MSM "new kernel notification" discussion


What is up with the help requests that have been posted lately when the OP is using kernel 4.20. Don’t these people get that it’s an experimental kernel that’s in very early development. I mean, go back to an LTS kernel for some stability.

4.20 is bound to be full of bugs at this point. Why does everybody figure the minute a new kernel is released they have to be running it. They make out like it’s Manjaro’s fault because their system is buggy, when it’s their own impatience to have the latest and greatest that’s the problem.

What is up with this big rush to always be on the newest kernel. I don’t get it.

Discussion on manajro-settings-manager-notifier

You’re obviously not American…or 'Murican enough. Ehh? :wink:


You already know us Canadians are far more conservative than our brethren down south. I even do all my updates from the tty, for crying out loud.

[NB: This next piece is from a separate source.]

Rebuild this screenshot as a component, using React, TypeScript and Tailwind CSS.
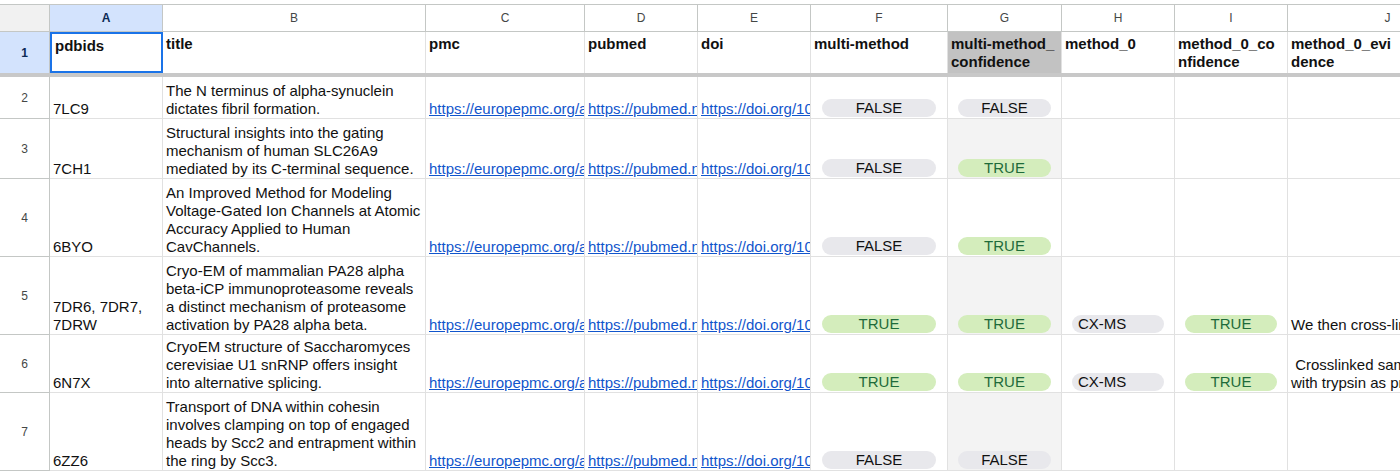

Probably because they get a notification from MSM which says “A new kernel is available, please upgrade!” :roll_eyes:


Oh I forgot about all those pesky update notifiers, I disable all of them.


Devil’s advocate: we did not get to put 4.20-RC kernels thru their paces, like we did with 4.19. I mean, I’m currently at 29 v4.19 builds (starting from RC1).

I just don’t know enough about PKGBUILDS to have made/edited one for the 4.20 RC’s, and I didn’t want to compile them like a barbarianTM@Lolix


In addition to that, there is nothing telling them it is experimental or new or anything else. They get asked to upgrade, so they do.




:thinking: It could stem from curiosity.

In my case, I would want to see for myself the advantages or disadvantages of using kernel 4.20.

However, anything of an experimental nature would have bugs.

And, you are right about they sticking with a LTS kernel if they desire stability.


Perhaps Manjaro should rethink its policy with regards to the notifications. Perhaps a notification should only be issued when a new LTS kernel is released. It would certainly cut down on the number of help requests. I think it would also help remove some of the mentality that it’s Manjaro’s fault if they install an experimental kernel and sh@t goes sideways.

Or perhaps simply a notification that a new kernel is available would be more appropriate. Removing the recommendation to upgrade would seem prudent.


Honestly, I think a notification should only happen if your current kernel goes off of support.

If your current kernel is working and still supported, why push people to change?


I think a notification is fine if you’re on an EOL kernel. Otherwise, anyone who has a working system doesn’t really need to switch kernels.

This all sounds like a feature request/bug report for MSM…


If it’s experimental, it should be tagged as such. Currently, the 4.20 kernel has no such warning:


New thread opened:


which also sounds familiar…
IIRC this discussion has been already done in the past, it feels dejavu to me…
Maybe @tbg had missed it?..


I agree. If the current working kernel isn’t EOL, there is no reason to prompt someone to switch kernels.

MSM - Change kernel notification policies

I fully agree with you, and I remember this isn’t the first time someone questions this subject.


I concur, the default should be to have the ‘only notify LTS kernels’ option ticked as per the below. If a more experienced user wants notifying of non-LTS kernels then they can alter this it as desired.


My comment is here (I feel lazy to rewrite…)

The next post on that topic has the solution, as well…


I not so sure what is ‘proper’? :thinking:

While I understand your/the concerns regarding user experience and forum support I’m not sure it is in the spirit of Manjaro. I realise that the kernel is somewhat special but often/in general Manjaro rolls with beta, release candidate, and cutting (not bleeding) edge software. For example, Firefox-beta releases are the norm, Wine is currently ‘rc’, etc. It does not aim for stability over all else.

If I have it correct MSM does not notify users about rc kernel versions by default but only when they are properly released. That means they have been signed off on by the kernel developers as stable enough for community distribution. Issues will be spotted with wider use and rolling distro’s will likely be first to notice. That’s part of the way the kernel develops.

Manjaro allows the possibility to avoid the newer kernels (unlike say Firefox or Wine) and that is a great strength. But I believe it is also a strength for the distro to be rolling with the newest kernel by default. If there are issues regarding the stability of released kernels then that should be taken up, upstream.

So I am happy with the current situation. Making users more aware of this situation is however something that I would fully support.